After 16 solid days on the trot, with two interviews plus one presentation ticked off the day's schedule and two more in different cities to go, the Coveys are on something of a personal crusade.
"What is driving me, my deepest passion, is the neglect and abuse of children," says John Covey.
Themselves parents of 10 and grandparents of 30, the Coveys reckon today's kids are being shuffled aside by parents too busy to provide the emotional energy and moral leadership they need.
While pushing for family-friendly business, the Coveys are also urging people to practise "life leadership" - to take charge of setting their own work-life values.
"The only way to change is for individuals to start inside themselves," says John Covey.
"If business can help, that's great, but don't rely on it."
They offer some simple recipes that work - like planning for one regular weekly hour dedicated to family fun, making time for one-on-one interactions, or creating a family mission statement. Theirs took 18 months to fashion and consists of just three words - "no empty chairs".
"That won't mean much to you but it does to us. The point is that the comprehensive statement [on family values] is built into the process of working out what we as a family stood for, what we wanted to be like.

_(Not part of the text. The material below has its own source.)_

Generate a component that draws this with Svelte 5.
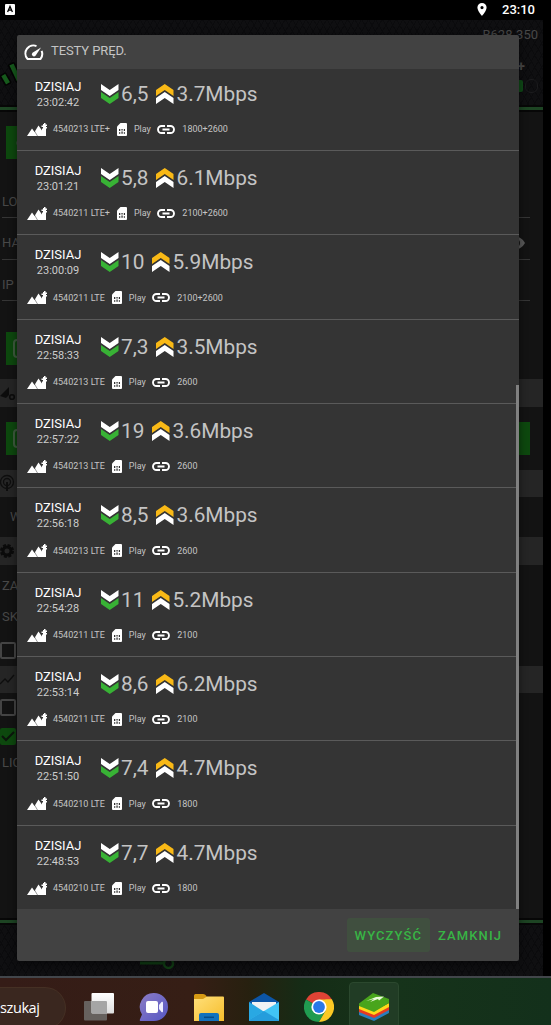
<script lang="ts">
	type Test = {
		time: string;
		down: string;
		up: string;
		cell: string;
		bands: string;
	};

	const tests: Test[] = [
		{ time: '23:02:42', down: '6,5', up: '3.7', cell: '4540213 LTE+', bands: '1800+2600' },
		{ time: '23:01:21', down: '5,8', up: '6.1', cell: '4540211 LTE+', bands: '2100+2600' },
		{ time: '23:00:09', down: '10', up: '5.9', cell: '4540211 LTE', bands: '2100+2600' },
		{ time: '22:58:33', down: '7,3', up: '3.5', cell: '4540213 LTE', bands: '2600' },
		{ time: '22:57:22', down: '19', up: '3.6', cell: '4540213 LTE', bands: '2600' },
		{ time: '22:56:18', down: '8,5', up: '3.6', cell: '4540213 LTE', bands: '2600' },
		{ time: '22:54:28', down: '11', up: '5.2', cell: '4540211 LTE', bands: '2100' },
		{ time: '22:53:14', down: '8,6', up: '6.2', cell: '4540211 LTE', bands: '2100' },
		{ time: '22:51:50', down: '7,4', up: '4.7', cell: '4540210 LTE', bands: '1800' },
		{ time: '22:48:53', down: '7,7', up: '4.7', cell: '4540210 LTE', bands: '1800' }
	];
</script>

<div class="screen">
	<header class="status">
		<svg class="keyboard" width="10" height="11" viewBox="0 0 10 11">
			<rect width="10" height="11" rx="1" fill="#fff" />
			<path d="M2.6 8 5 2.5 7.4 8M3.5 6.2h3" fill="none" stroke="#000" stroke-width="1.3" />
		</svg>
		<svg width="10" height="13" viewBox="0 0 10 13">
			<path fill="#fff" fill-rule="evenodd" d="M5 0a4.6 4.6 0 0 0-4.6 4.6C.4 8 5 13 5 13s4.6-5 4.6-8.4A4.6 4.6 0 0 0 5 0zm0 6.2a1.6 1.6 0 1 1 0-3.2 1.6 1.6 0 0 1 0 3.2z" />
		</svg>
		<span class="clock">23:10</span>
	</header>

	<main class="app">
		<div class="app-head">
			<svg class="logo" width="20" height="28" viewBox="0 0 20 28">
				<g fill="#165a1c" stroke="#040404" stroke-width="1.5">
					<rect x="2.5" y="13" width="6" height="11" rx="1" transform="rotate(-30 5 18)" />
					<rect x="12" y="2" width="6" height="19" rx="1" transform="rotate(-25 15 11)" />
				</g>
			</svg>
			<div class="device">
				<span>B628-350</span>
				<span class="plus">+</span>
				<div class="signal"><i class="on"></i><i></i></div>
			</div>
		</div>

		<div class="panel">
			<div class="login">
				<div class="green short"><svg width="16" height="16" viewBox="0 0 16 16"><circle cx="8" cy="8" r="4.5" fill="#4d554d" /></svg></div>
				<div class="field first">LO</div>
				<div class="field">
					HA
					<svg class="eye" width="22" height="16" viewBox="0 0 22 16">
						<path d="M0 8C5-1 16-1 21 8 16 17 5 17 0 8z" fill="#5a5a5a" />
						<circle cx="11" cy="8" r="5" fill="#131313" />
						<circle cx="11" cy="8" r="2.5" fill="#5a5a5a" />
					</svg>
				</div>
				<div class="field">IP</div>
				<div class="green short second"><b></b></div>
			</div>
			<div class="section">
				<svg width="16" height="18" viewBox="0 0 16 18">
					<path d="M0 12 9 3v8l-3 3z" fill="#0c0c0c" />
					<circle cx="12" cy="13" r="2.3" fill="none" stroke="#0c0c0c" stroke-width="1.6" />
				</svg>
			</div>
			<div class="block wide"><div class="green"><b></b></div></div>
			<div class="section">
				<svg width="16" height="18" viewBox="0 0 16 18" fill="none" stroke="#0e0e0e" stroke-width="1.3">
					<circle cx="7" cy="8" r="6.5" /><circle cx="7" cy="8" r="3.5" /><path d="M7 8v9" stroke-width="2" />
				</svg>
			</div>
			<div class="block mode">W</div>
			<div class="section">
				<svg width="16" height="16" viewBox="0 0 16 16">
					<circle cx="7" cy="8" r="4" fill="none" stroke="#0b0b0b" stroke-width="3" />
					<circle cx="7" cy="8" r="6" fill="none" stroke="#0b0b0b" stroke-width="2" stroke-dasharray="3 1.7" />
				</svg>
			</div>
			<div class="block options">
				<span>ZA</span>
				<span>SK</span>
				<i class="check"></i>
			</div>
			<div class="section">
				<svg width="16" height="16" viewBox="0 0 16 16"><path d="m0 13 5-5 3 3 6-7" fill="none" stroke="#0e0e0e" stroke-width="1.3" /></svg>
			</div>
			<div class="block checks">
				<i class="check"></i>
				<i class="check checked">
					<svg width="16" height="16" viewBox="0 0 16 16"><path d="m2 8 4 4 8-8" fill="none" stroke="#0c160c" stroke-width="2" /></svg>
				</i>
				<span>LIC</span>
			</div>
		</div>
		<div class="app-foot">
			<svg width="36" height="14" viewBox="0 0 36 14" fill="none" stroke="#103c14">
				<path d="M0 3h25" stroke-width="3" /><circle cx="28.500" cy="3.500" r="4.500" stroke-width="2.500" />
			</svg>
		</div>
	</main>

	<footer class="taskbar">
		<div class="search">szukaj</div>
		<div class="apps">
			<svg width="30" height="28" viewBox="0 0 30 28">
				<defs>
					<linearGradient id="pane" x1="0" y1="0" x2="0" y2="1"><stop stop-color="#fff" /><stop offset="1" stop-color="#ddd" /></linearGradient>
				</defs>
				<rect y="8" width="23" height="19.5" rx="1" fill="#66615e" />
				<rect x="7.5" width="22.5" height="20.5" rx="1" fill="url(#pane)" />
				<path d="M7.5 8H22a1 1 0 0 1 1 1v11.500H8.500a1 1 0 0 1-1-1z" fill="#a5a5a5" />
			</svg>
			<svg width="30" height="28" viewBox="0 0 30 28">
				<defs>
					<linearGradient id="chat" x1="0" y1="0" x2="1" y2="1"><stop stop-color="#8c7cc4" /><stop offset="1" stop-color="#5557c4" /></linearGradient>
				</defs>
				<path d="M15 0a14 14 0 1 1 0 28H1.500c-1 0-1-1 0-3L3 21.500A14 14 0 0 1 15 0z" fill="url(#chat)" />
				<rect x="7" y="8" width="12" height="12" rx="2" fill="#fff" />
				<path d="m20 12 2.500-3c1-.8 1.500 0 1.500 1v8c0 1-.5 1.800-1.500 1L20 16z" fill="#eef" />
			</svg>
			<svg width="30" height="28" viewBox="0 0 30 28">
				<defs>
					<linearGradient id="folder" x1="0" y1="0" x2="1" y2="1"><stop stop-color="#ffe07a" /><stop offset="1" stop-color="#f6bd2c" /></linearGradient>
				</defs>
				<path d="M0 7V2.500C0 1.500 1 1 2 1h7c1.500 0 3 1 4 3v3z" fill="#d69a14" />
				<path d="M0 6h9l4-2.500h16a1 1 0 0 1 1 1V28H0z" fill="url(#folder)" />
				<path d="M5 28v-6a2 2 0 0 1 2-2h16a2 2 0 0 1 2 2v6z" fill="#1372bd" />
				<path d="M10 24.300h10" stroke="#084c86" stroke-width="1.500" />
			</svg>
			<svg width="30" height="28" viewBox="0 0 30 28">
				<path d="M0 9 15 0l15 9v5H0z" fill="#0c55a6" />
				<path d="M3 9h24v10H3z" fill="#f1f3f4" />
				<path d="m0 9 17 11-12 8H0z" fill="#29a8e3" />
				<path d="M30 9 0 27v1h30z" fill="#41c5f5" />
				<path d="m15 18 15 9v1H0v-1z" fill="#259ddc" />
			</svg>
			<svg class="chrome" width="30" height="30" viewBox="0 0 30 30">
				<path d="M2 7.500A15 15 0 0 1 28 7.500L15 15z" fill="#df4335" />
				<path d="M2 7.500A15 15 0 0 0 15 30l6.500-11.300L15 15z" fill="#209b50" />
				<path d="M28 7.500A15 15 0 0 1 15 30l6.500-11.300V7.500z" fill="#fbc924" />
				<path d="M15 7.500h13L21.500 18.700z" fill="#fbc924" />
				<circle cx="15" cy="15" r="7.600" fill="#fff" /><circle cx="15" cy="15" r="5.900" fill="#2878e8" />
			</svg>
			<div class="active-app">
				<svg width="30" height="28" viewBox="0 0 30 28">
					<path d="m0 18 15 6 15-8v4l-15 8-15-6z" fill="#297fbd" />
					<path d="m0 15 15 6 15-8v4l-15 8-15-6z" fill="#e63a22" />
					<path d="m0 12 15 6 15-8v4l-15 8-15-6z" fill="#ffd91a" />
					<path d="M0 10.500 14 0l16 6v4l-15 9-15-6z" fill="#49a51c" />
					<path d="M7 8 17 4l8-.5-5 4-1-1.500-8 3 4-3z" fill="#eafada" />
				</svg>
			</div>
		</div>
	</footer>

	<div class="dialog">
		<div class="dialog-header">
			<svg width="20" height="17" viewBox="0 0 20 17">
				<path d="M12.500 2.100A8 8 0 0 0 3.200 14.500q.5.600 1.300.600h11q.8 0 1.300-.6a8 8 0 0 0 .8-7.700" fill="none" stroke="#fff" stroke-width="2" />
				<path d="m17 3.500-5.500 8.200a2.100 2.100 0 0 1-3-3z" fill="#fff" />
			</svg>
			<span>TESTY PRĘD.</span>
		</div>

		<div class="list">
			{#each tests as test (test.time)}
				<div class="test">
					<div class="result">
						<div class="when">
							<div class="day">DZISIAJ</div>
							<div class="time">{test.time}</div>
						</div>
						<svg class="arrows" width="17.500" height="20" viewBox="0 0 18 20" preserveAspectRatio="none">
							<path d="M0 0 9 6 18 0v6L9 12 0 6z" fill="#fff" />
							<path d="m0 8 9 6 9-6v6l-9 6-9-6z" fill="#38b235" />
						</svg>
						<span class="speed">{test.down}</span>
						<svg class="arrows up" width="17.500" height="20" viewBox="0 0 18 20" preserveAspectRatio="none">
							<path d="m0 6 9-6 9 6v6L9 6l-9 6z" fill="#f9b916" />
							<path d="m0 14 9-6 9 6v6l-9-6-9 6z" fill="#fff" />
						</svg>
						<span class="speed">{test.up}Mbps</span>
					</div>
					<div class="details">
						<svg width="20" height="13" viewBox="0 0 20 13">
							<path d="m0 13 5-7.500L7.500 9 11.500 2.500l3.500 5V5.500h1V4h-1.500V2.500H16V1h1V0h1.500v1.500H20V3h-1v1h1v1.500h-1V13z" fill="#fff" />
							<path d="m7.500 8 3 5" stroke="#343434" stroke-width=".5" />
						</svg>
						<span class="cell">{test.cell}</span>
						<svg class="sim" width="10" height="13" viewBox="0 0 10 13">
							<path d="M3.500 0H9a1 1 0 0 1 1 1v11a1 1 0 0 1-1 1H1a1 1 0 0 1-1-1V3.500z" fill="#fff" />
							<path d="M2 6h1.300v2H2zm2.400 0h1.300v1.500H4.400zM6.800 6H8v2H6.800zM2 9.200h1.300v1.500H2zm2.400-.7h1.300v2.200H4.400zm2.400.7H8v1.500H6.800z" fill="#333" />
						</svg>
						<span class="operator">Play</span>
						<svg class="link" width="18" height="9" viewBox="0 0 18 9">
							<path d="M8 1H4.500a3.500 3.500 0 0 0 0 7H8M10 1h3.500a3.500 3.500 0 0 1 0 7H10M5.500 4.500h7" fill="none" stroke="#fff" stroke-width="1.900" />
						</svg>
						<span>{test.bands}</span>
					</div>
				</div>
			{/each}
			<div class="scrollbar"></div>
		</div>

		<div class="actions">
			<button class="focused">WYCZYŚĆ</button>
			<button>ZAMKNIJ</button>
		</div>
	</div>
</div>

<style>
	:global(body) {
		background: #000;
	}

	.screen {
		position: relative;
		display: flex;
		flex-direction: column;
		width: 551px;
		height: 1025px;
		overflow: hidden;
		font-family: Roboto, 'Liberation Sans', sans-serif;
	}

	.screen * {
		box-sizing: border-box;
	}

	svg {
		display: block;
		flex-shrink: 0;
	}

	.status {
		display: flex;
		align-items: center;
		height: 20px;
		padding: 0 15px 2px 5px;
		background: #000;
		color: #fff;
	}

	.keyboard {
		margin-right: auto;
	}

	.clock {
		width: 34px;
		margin-left: 15px;
		font-size: 13px;
		font-weight: 500;
		white-space: nowrap;
	}

	.app {
		display: flex;
		flex-direction: column;
		width: 543px;
		height: 956px;
		color: #484848;
		font-size: 13px;
		background-color: #0f0f11;
		background-image: repeating-linear-gradient(60deg, transparent 0 5px, #0b0b0d 5px 6px),
			repeating-linear-gradient(-60deg, transparent 0 5px, #0b0b0d 5px 6px);
	}

	.app-head {
		display: flex;
		justify-content: space-between;
		height: 92px;
		border-bottom: 2px solid #070707;
		box-shadow: inset 0 -3px #1d4423, inset 0 -5px #070707;
	}

	.logo {
		margin-top: 41px;
	}

	.device {
		display: flex;
		flex-direction: column;
		align-items: flex-end;
		padding: 7px 5px 0 0;
		line-height: 16px;
	}

	.plus {
		margin: 15px 13px 0 0;
		font-size: 14px;
		font-weight: 700;
	}

	.signal {
		display: flex;
		gap: 2px;
		margin-top: 5px;
	}

	.signal i {
		width: 13px;
		height: 14px;
		border: 1px solid #1b1b1d;
		border-radius: 6px;
	}

	.signal .on {
		height: 12px;
		margin-top: 1px;
		border: 0;
		border-radius: 2px;
		background: #0f4a17;
	}

	.panel {
		display: flex;
		flex-direction: column;
		height: 806px;
		background: #131313;
	}

	.login {
		height: 267px;
		padding: 14px 13px 0 6px;
	}

	.green {
		display: flex;
		align-items: center;
		height: 33px;
		padding-left: 7px;
		background: #0d480e;
	}

	.green.short {
		width: 200px;
	}

	.green b {
		width: 18px;
		height: 19px;
		border: 2px solid #3f5b3f;
		border-radius: 4px;
	}

	.field {
		position: relative;
		height: 41.5px;
		margin-left: -4px;
		padding-top: 17px;
		border-bottom: 1px solid #353535;
		line-height: 16px;
	}

	.field.first {
		height: 59px;
		padding-top: 35px;
	}

	.eye {
		position: absolute;
		right: 4px;
		top: 17px;
	}

	.green.second {
		margin-top: 31px;
	}

	.section {
		display: flex;
		align-items: center;
		height: 27.5px;
		background: #252525;
	}

	.block {
		line-height: 16px;
	}

	.wide {
		height: 63px;
		padding: 15px 13px 0 6px;
	}

	.mode {
		height: 40px;
		padding: 12px 10px;
	}

	.options {
		display: flex;
		flex-direction: column;
		height: 101px;
		padding-top: 13px;
	}

	.options span {
		height: 31px;
		padding-left: 2px;
	}

	.check {
		width: 16px;
		height: 17px;
		border: 2px solid #444;
		border-radius: 2px;
		flex-shrink: 0;
	}

	.options .check {
		margin-top: 2px;
	}

	.checks {
		display: flex;
		flex-direction: column;
		padding-top: 6px;
	}

	.checks .checked {
		margin: 12px 0 10px;
		border: 0;
		background: #0d480e;
	}

	.checks span {
		padding-left: 2px;
	}

	.app-foot {
		height: 58px;
		padding: 42px 0 0 140px;
		box-shadow: inset 0 2px #070707, inset 0 5px #1d4423, inset 0 7px #070707;
	}

	.taskbar {
		display: flex;
		height: 49px;
		border-top: 2px solid #42464b;
		background: linear-gradient(90deg, #351c17 0, #361e15 35%, #27200f 45%, #152c16 55%, #16331a 72%, #13301b 100%);
	}

	.search {
		width: 66px;
		height: 42px;
		margin-top: 9px;
		border-radius: 0 21px 21px 0;
		border: 1px solid #453024;
		border-left: 0;
		background: #3a271f;
		color: #fff;
		font: 14.5px/39px 'Open Sans', 'Noto Sans', sans-serif;
		letter-spacing: -0.4px;
	}

	.apps {
		display: flex;
		align-items: flex-start;
		gap: 25px;
		padding: 15px 0 0 18px;
	}

	.chrome {
		margin-top: -1px;
	}

	.active-app {
		width: 50px;
		height: 46px;
		margin: -11px 0 0 -10px;
		padding: 10px 9px;
		border: 1px solid #2b482e;
		border-radius: 4px;
		background: #213c25;
	}

	/* dialog lies over the dimmed app */
	.dialog {
		position: absolute;
		top: 35px;
		left: 17px;
		display: flex;
		flex-direction: column;
		width: 502px;
		height: 926px;
		border-radius: 2px;
		overflow: hidden;
		background: #424242;
		box-shadow: 0 2px 8px rgba(0, 0, 0, 0.5);
	}

	.dialog-header {
		display: flex;
		align-items: center;
		gap: 7px;
		height: 34px;
		padding-left: 7px;
		color: #c4c4c4;
		font-size: 13px;
		line-height: 16px;
		flex-shrink: 0;
	}

	.dialog-header span {
		margin-top: -2px;
		letter-spacing: -0.1px;
	}

	.list {
		position: relative;
		display: flex;
		flex-direction: column;
		justify-content: flex-end;
		height: 840px;
		overflow: hidden;
		background: #343434;
	}

	.test {
		height: 84.35px;
		padding-top: 12px;
		border-bottom: 1px solid #5a5a5a;
		flex-shrink: 0;
	}

	.test:nth-last-child(2) {
		height: 83.35px;
		border-bottom: 0;
	}

	.result {
		display: flex;
		align-items: flex-start;
		height: 32px;
	}

	.when {
		width: 84px;
		padding-right: 2px;
		text-align: center;
		color: #fff;
	}

	.day {
		font-size: 13px;
		line-height: 15px;
	}

	.time {
		color: #ccc;
		font-size: 11px;
		line-height: 17px;
	}

	.arrows {
		margin-top: 5px;
	}

	.arrows.up {
		margin-left: 8px;
	}

	.speed {
		margin-left: 2.5px;
		color: #c4c4c4;
		font-size: 20.8px;
		line-height: 31px;
	}

	.details {
		display: flex;
		align-items: center;
		height: 15px;
		margin-top: 11px;
		padding-left: 10px;
		color: #c4c4c4;
		font-size: 9px;
	}

	.cell {
		margin-left: 6px;
	}

	.sim {
		margin: 0 7px;
	}

	.link {
		margin: 0 7.5px 0 6px;
	}

	.scrollbar {
		position: absolute;
		right: 0;
		bottom: 0;
		width: 3px;
		height: 524px;
		background: #808080;
	}

	.actions {
		display: flex;
		justify-content: flex-end;
		align-items: center;
		height: 52px;
		padding-right: 9px;
	}

	button {
		height: 34px;
		padding: 0 8px;
		border: 0;
		border-radius: 3px;
		background: none;
		color: #38b545;
		font: 500 13px Roboto, 'Liberation Sans', sans-serif;
		letter-spacing: 1.1px;
	}

	.focused {
		background: #404f3f;
	}
</style>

"In our family, we say 'let's be loyal to the absent and let's help everyone try to realise their best selves'."
The Covey presentations are peppered with such personal anecdotes and practised baton-swapping between a couple who now always travel and present as a team.
It is full of warm fuzzies that might all be a bit twee - but the sheer sincerity of their message gets to you.
"No other success compensates for failure in the home. We have to get the balance right."